[PATCH 15/87] drm/i915: Pack the partial view size and offset into a single u64

Fri Jan 6 16:00:47 UTC 2017

On Fri, Jan 06, 2017 at 03:27:12PM +0000, Tvrtko Ursulin wrote:
> 
> On 06/01/2017 14:21, Chris Wilson wrote:
> >On Fri, Jan 06, 2017 at 01:50:27PM +0000, Tvrtko Ursulin wrote:
> >>>>I am not sure the complication is worth the small saving. Don't we
> >>>>ever expect to start creating >8MiB partials? If one day we get an
> >>>>efficient way of querying for the biggest hole we could start doing
> >>>>that and then this would have to be undone.
> >>>
> >>>The current code works best with fixed size partials (fenceable chunks)
> >>>as the issue with variable sized partials is the lookup cache efficiency.
> >>
> >>You mean the VMA rb tree? But fewer VMAs and fewer faults (larger
> >>partials) surely must be better. 1MiB chinks was AFAIR just a
> >>starting point.
> >
> >Depends. Bigger objects in the GGTT means more thrashing leaving PTEs
> >unused between cycles. Remember we still do the try whole object first
> >and only use partials if forced - which typically means we are in the
> >contention scenario where objects are likely to be paged in and out of
> >the GTT.
> 
> It depends on the usage pattern. Perhaps it is just one huge object
> which can't fit and then we do it in 1 MiB chunks while we could do
> it in bigger ones instead. Maybe it doesn't matter for such huge
> objects, in fact maybe it doesn't hugely matter for mmap_gtt at all.
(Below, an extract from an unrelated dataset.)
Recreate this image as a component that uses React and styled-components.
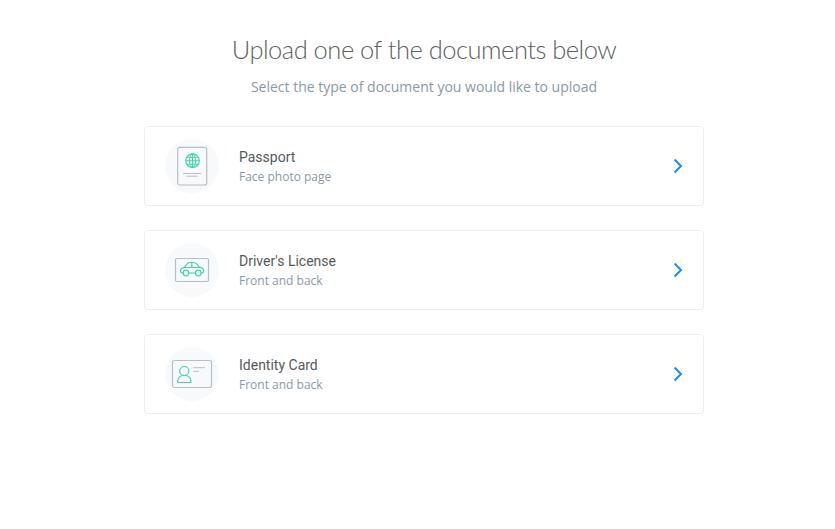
import React from "react";
import styled, { createGlobalStyle } from "styled-components";

const Global = createGlobalStyle`
  html, body { margin: 0; padding: 0; background: #fff; }
`;

const Page = styled.main`
  width: 560px;
  margin-left: 144px;
  padding-top: 32px;
  display: flex;
  flex-direction: column;
  align-items: center;
`;

const Heading = styled.h1`
  margin: 0;
  font-family: "Lato", sans-serif;
  font-weight: 300;
  font-size: 25.5px;
  line-height: 34px;
  letter-spacing: -0.5px;
  color: #5a5f63;
  white-space: nowrap;
`;

const Subheading = styled.p`
  margin: 11px 0 0;
  font-family: "Open Sans", sans-serif;
  font-size: 14px;
  line-height: 20px;
  color: #8a98a3;
  white-space: nowrap;
`;

const List = styled.div`
  width: 100%;
  margin-top: 29px;
  display: flex;
  flex-direction: column;
  gap: 24px;
`;

const Card = styled.div`
  box-sizing: border-box;
  height: 80px;
  padding: 0 20px;
  display: flex;
  align-items: center;
  background: #fff;
  border: 1px solid #eaedef;
  border-radius: 4px;
`;

const IconCircle = styled.div`
  flex: none;
  width: 54px;
  height: 54px;
  border-radius: 50%;
  background: #f7f9fb;
  display: flex;
  align-items: center;
  justify-content: center;
`;

const Text = styled.div`
  flex: 1;
  margin-left: 20px;
  display: flex;
  flex-direction: column;
  gap: 1px;
`;

const Title = styled.div`
  font-family: "Roboto", sans-serif;
  font-size: 14px;
  line-height: 20px;
  color: #55595d;
`;

const Caption = styled.div`
  font-family: "Open Sans", sans-serif;
  font-size: 12px;
  line-height: 18px;
  color: #8a98a3;
`;

const Passport = () => (
  <svg width="32" height="42" viewBox="0 0 32 42" fill="none">
    <rect x="1.7" y="2.3" width="29" height="37.700" rx="2" stroke="#b4c0c6" strokeWidth="1.2" />
    <g stroke="#46d0ae" strokeWidth="1.100">
      <circle cx="16.500" cy="15.700" r="6.800" />
      <ellipse cx="16.500" cy="15.700" rx="3" ry="6.800" />
      <path d="M16.500 9v13.400M9.700 15.700h13.600M10.700 12.200h11.600M10.700 19.200h11.600" />
    </g>
    <path d="M7 28.500h18M10.300 31.200h11.400" stroke="#b4c0c6" strokeWidth="1" />
  </svg>
);

const License = () => (
  <svg width="36" height="26" viewBox="0 0 36 26" fill="none">
    <rect x="1.500" y="1.500" width="33" height="23" rx="1.500" stroke="#b4c0c6" strokeWidth="1.200" />
    <g stroke="#46d0ae" strokeWidth="1.200">
      <circle cx="12" cy="16" r="2.800" />
      <circle cx="24.300" cy="16" r="2.800" />
      <path d="M14.800 16h6.700M9.200 16H8.500c-1.200 0-2-.8-2-2 0-1.700 1.200-3 3.500-3.400l2.500-3C13.200 6.500 14 5.500 15.500 5.500h3.500c1.500 0 2.800.5 3.800 1.700l2.400 2.900c2.500.4 4.500 1.300 4.500 3.400 0 1.500-.7 2.500-2 2.500h-.6" />
      <path d="M10 10.500h15.500M17.800 5.500v5" />
    </g>
  </svg>
);

const IdCard = () => (
  <svg width="42" height="30" viewBox="0 0 42 30" fill="none">
    <rect x="1.500" y="1.500" width="39" height="27" rx="2" stroke="#b4c0c6" strokeWidth="1.200" />
    <g stroke="#46d0ae" strokeWidth="1.200">
      <circle cx="13.300" cy="12" r="4.500" />
      <path d="M6.700 23.500v-1.500c0-3 2.500-5.500 5.500-5.500h2.200c3 0 5.500 2.500 5.500 5.500v1.500z" />
    </g>
    <path d="M22.300 8.700H34M22.300 12.300H28" stroke="#b4c0c6" strokeWidth="1" />
  </svg>
);

const Chevron = () => (
  <svg width="10" height="16" viewBox="0 0 10 16" fill="none">
    <path d="M1.500 1.500 8 8l-6.500 6.500" stroke="#1b8ef0" strokeWidth="2" />
  </svg>
);

const docs = [
  { title: "Passport", caption: "Face photo page", Icon: Passport },
  { title: "Driver's License", caption: "Front and back", Icon: License },
  { title: "Identity Card", caption: "Front and back", Icon: IdCard },
];

export default function App() {
  return (
    <>
      <Global />
      <Page>
        <Heading>Upload one of the documents below</Heading>
        <Subheading>Select the type of document you would like to upload</Subheading>
        <List>
          {docs.map(({ title, caption, Icon }) => (
            <Card key={title}>
              <IconCircle><Icon /></IconCircle>
              <Text>
                <Title>{title}</Title>
                <Caption>{caption}</Caption>
              </Text>
              <Chevron />
            </Card>
          ))}
        </List>
      </Page>
    </>
  );
}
Exactly. Where it will impact is if we cause contention elsewhere via
the locks. GTT mapping is nasty because of aperture being such a small
resource (and before gen8, aperture thrashing causes GPU stalls).

> But then the question is why bother with saving a few bytes on the
> memcpy. And the ggtt view type == sizeof trickery is what brings the
> main saving anyway. (From memcpy on 32 bytes, to memcpy on 12 bytes.
> This patch only goes further from 12 to 8, even though it comes
> before it.)

It was easier to pack the bits than write the BUILD_BUG to prove the
compiler didn't insert padding.

> >Improvements on the fault path should be primarily on shrinking the
> >lock, ideally avoiding struct_mutex, adding a vm lock and fence lock
> >(with more atomic pin counting),  to improve concurrency of faulters and
> >avoid stalling others.
> 
> I agree with this as a priority, but wouldn't necessarily preclude
> using the largest hole as the partial size.

I do not think largest hole is a good idea, that guarantees thrashing.

> >>>The packing is to ensure we have no unused bits in the memcmp() inside
> >>>i915_vma_compare.
> >>
> >>Do you think it makes a difference? You were initially reluctant to
> >>let that patch where I save a function call in the lookup in
> >>straight away AFAIR.
> >
> >Because you were optimising the wrong thing. The primary user of
> >vma_compare is for ggtt lookups, execbuf needs a O(1) path from handle
> >to vma (which only used the vma rbtree for its initial creation).
> 
> Well I saved a function call in a dominant path in the current code
> base. Don't see how is that a wrong thing to optimise.

Hmm, the patch for O(1) is almost 2 years old. It feels such a long time
ago...
-Chris

-- 
Chris Wilson, Intel Open Source Technology Centre